▸ Supplied material

════════════════════

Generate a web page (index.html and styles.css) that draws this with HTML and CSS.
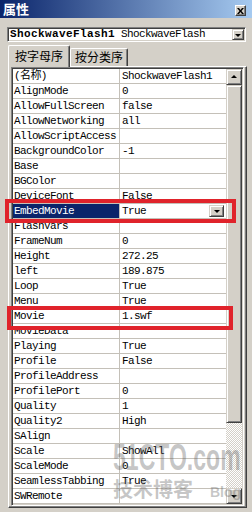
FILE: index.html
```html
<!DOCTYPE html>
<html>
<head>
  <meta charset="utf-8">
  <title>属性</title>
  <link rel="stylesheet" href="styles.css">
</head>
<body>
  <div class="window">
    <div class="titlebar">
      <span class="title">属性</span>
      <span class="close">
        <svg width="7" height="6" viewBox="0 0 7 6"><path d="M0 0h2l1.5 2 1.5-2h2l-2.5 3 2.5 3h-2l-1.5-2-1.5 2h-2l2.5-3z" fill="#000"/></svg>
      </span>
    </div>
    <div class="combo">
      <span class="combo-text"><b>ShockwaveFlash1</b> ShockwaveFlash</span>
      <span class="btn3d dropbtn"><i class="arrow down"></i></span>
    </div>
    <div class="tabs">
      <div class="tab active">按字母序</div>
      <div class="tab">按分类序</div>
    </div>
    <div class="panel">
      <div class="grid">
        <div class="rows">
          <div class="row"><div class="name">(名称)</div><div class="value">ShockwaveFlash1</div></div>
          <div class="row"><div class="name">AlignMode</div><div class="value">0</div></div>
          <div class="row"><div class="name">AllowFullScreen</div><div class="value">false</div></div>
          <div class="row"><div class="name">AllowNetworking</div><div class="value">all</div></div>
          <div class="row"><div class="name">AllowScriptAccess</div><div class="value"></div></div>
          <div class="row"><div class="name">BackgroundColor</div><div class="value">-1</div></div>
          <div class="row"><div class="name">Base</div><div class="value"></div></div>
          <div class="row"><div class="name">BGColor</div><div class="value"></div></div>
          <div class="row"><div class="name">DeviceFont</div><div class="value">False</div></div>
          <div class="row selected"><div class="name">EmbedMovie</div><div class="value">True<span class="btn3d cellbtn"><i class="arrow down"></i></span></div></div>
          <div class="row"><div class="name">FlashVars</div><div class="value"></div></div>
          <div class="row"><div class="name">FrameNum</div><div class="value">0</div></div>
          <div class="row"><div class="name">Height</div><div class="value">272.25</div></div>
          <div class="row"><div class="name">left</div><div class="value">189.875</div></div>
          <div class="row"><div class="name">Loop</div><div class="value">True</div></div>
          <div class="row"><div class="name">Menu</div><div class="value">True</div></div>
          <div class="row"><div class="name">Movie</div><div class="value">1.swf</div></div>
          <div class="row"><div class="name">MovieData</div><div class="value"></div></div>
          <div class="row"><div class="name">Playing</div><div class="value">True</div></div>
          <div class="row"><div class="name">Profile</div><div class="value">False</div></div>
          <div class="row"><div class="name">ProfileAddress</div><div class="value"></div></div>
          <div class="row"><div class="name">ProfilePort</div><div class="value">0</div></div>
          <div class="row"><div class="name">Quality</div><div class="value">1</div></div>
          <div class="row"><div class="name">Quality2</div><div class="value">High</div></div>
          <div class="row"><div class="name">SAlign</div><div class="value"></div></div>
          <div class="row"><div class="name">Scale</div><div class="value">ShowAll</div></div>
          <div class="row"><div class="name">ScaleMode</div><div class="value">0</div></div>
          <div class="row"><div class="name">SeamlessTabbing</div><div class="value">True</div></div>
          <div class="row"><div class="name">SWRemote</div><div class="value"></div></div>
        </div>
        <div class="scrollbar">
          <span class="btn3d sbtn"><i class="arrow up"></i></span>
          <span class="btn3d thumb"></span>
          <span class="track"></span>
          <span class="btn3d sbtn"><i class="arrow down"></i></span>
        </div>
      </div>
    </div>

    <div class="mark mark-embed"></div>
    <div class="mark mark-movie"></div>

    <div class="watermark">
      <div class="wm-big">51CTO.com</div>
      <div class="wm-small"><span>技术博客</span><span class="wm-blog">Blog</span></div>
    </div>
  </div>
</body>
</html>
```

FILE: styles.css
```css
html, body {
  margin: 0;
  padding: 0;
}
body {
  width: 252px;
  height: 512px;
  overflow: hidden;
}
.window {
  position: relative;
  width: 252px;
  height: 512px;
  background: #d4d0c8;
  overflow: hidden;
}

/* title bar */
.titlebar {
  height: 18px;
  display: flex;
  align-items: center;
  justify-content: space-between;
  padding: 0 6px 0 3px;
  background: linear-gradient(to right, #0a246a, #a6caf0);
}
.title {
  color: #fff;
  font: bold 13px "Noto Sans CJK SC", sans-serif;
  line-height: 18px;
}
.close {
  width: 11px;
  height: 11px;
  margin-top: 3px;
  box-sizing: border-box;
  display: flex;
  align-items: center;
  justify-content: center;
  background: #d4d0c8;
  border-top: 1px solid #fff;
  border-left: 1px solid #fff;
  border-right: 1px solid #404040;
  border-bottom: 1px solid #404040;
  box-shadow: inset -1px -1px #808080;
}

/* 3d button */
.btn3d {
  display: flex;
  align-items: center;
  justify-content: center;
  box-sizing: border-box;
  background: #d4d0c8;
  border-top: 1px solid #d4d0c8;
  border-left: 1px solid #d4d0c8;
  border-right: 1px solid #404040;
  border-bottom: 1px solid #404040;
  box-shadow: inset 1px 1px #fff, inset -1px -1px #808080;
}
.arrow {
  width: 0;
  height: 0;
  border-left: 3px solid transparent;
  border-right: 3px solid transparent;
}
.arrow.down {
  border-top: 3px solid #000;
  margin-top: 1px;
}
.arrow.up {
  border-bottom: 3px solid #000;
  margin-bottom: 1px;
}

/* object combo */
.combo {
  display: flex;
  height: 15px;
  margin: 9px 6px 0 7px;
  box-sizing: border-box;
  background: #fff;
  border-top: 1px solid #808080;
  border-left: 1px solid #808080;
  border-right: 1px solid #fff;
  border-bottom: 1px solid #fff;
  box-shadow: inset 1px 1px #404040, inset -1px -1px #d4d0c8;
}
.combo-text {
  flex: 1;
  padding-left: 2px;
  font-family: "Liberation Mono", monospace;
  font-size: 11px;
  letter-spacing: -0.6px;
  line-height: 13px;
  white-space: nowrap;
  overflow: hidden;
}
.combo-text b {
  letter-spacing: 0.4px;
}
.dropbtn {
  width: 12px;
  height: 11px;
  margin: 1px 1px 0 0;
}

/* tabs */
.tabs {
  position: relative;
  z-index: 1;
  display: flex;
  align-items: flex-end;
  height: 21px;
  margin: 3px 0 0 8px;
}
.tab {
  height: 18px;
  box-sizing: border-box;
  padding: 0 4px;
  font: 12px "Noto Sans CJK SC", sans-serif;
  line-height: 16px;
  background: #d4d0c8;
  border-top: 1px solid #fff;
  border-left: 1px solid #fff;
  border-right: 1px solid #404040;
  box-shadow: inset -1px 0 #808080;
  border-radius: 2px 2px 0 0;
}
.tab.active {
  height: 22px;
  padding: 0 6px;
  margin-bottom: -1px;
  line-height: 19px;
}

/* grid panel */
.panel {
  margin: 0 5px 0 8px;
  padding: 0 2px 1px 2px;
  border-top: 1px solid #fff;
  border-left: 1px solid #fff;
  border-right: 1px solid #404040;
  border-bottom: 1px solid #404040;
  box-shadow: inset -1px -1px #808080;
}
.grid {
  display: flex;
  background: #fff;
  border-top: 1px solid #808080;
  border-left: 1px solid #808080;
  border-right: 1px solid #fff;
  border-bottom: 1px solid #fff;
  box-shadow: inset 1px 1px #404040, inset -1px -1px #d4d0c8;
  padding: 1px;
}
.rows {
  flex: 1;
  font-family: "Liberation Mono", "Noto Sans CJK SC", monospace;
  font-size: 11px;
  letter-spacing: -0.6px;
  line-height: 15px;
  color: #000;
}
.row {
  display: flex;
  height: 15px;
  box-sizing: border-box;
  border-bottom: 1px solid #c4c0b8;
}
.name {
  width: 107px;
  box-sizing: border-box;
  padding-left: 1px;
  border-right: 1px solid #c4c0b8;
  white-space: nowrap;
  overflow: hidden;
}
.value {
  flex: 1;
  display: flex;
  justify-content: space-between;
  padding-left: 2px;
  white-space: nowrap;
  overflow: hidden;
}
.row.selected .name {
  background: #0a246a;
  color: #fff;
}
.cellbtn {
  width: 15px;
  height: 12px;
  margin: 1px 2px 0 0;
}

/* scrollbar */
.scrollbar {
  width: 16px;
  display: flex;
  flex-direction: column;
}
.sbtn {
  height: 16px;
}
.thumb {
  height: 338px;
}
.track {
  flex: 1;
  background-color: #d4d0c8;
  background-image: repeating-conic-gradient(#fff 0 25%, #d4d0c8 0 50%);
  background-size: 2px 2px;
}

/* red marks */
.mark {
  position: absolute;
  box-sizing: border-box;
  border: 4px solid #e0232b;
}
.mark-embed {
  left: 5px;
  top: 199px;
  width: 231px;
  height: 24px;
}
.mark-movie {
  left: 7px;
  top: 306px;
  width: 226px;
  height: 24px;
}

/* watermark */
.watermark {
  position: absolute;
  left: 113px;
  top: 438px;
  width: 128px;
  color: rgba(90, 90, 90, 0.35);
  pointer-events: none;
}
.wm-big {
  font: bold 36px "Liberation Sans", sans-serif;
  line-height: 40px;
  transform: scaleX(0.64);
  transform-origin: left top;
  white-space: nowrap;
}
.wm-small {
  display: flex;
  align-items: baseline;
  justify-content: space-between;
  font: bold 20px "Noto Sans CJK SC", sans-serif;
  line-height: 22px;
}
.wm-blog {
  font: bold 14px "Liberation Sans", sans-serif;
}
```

════════════════════

▸ Task requirements
Pull out each line holding the string "styles".

▸ The solution
Generate a web page (index.html and styles.css) that draws this with HTML and CSS.
  <link rel="stylesheet" href="styles.css">
FILE: styles.css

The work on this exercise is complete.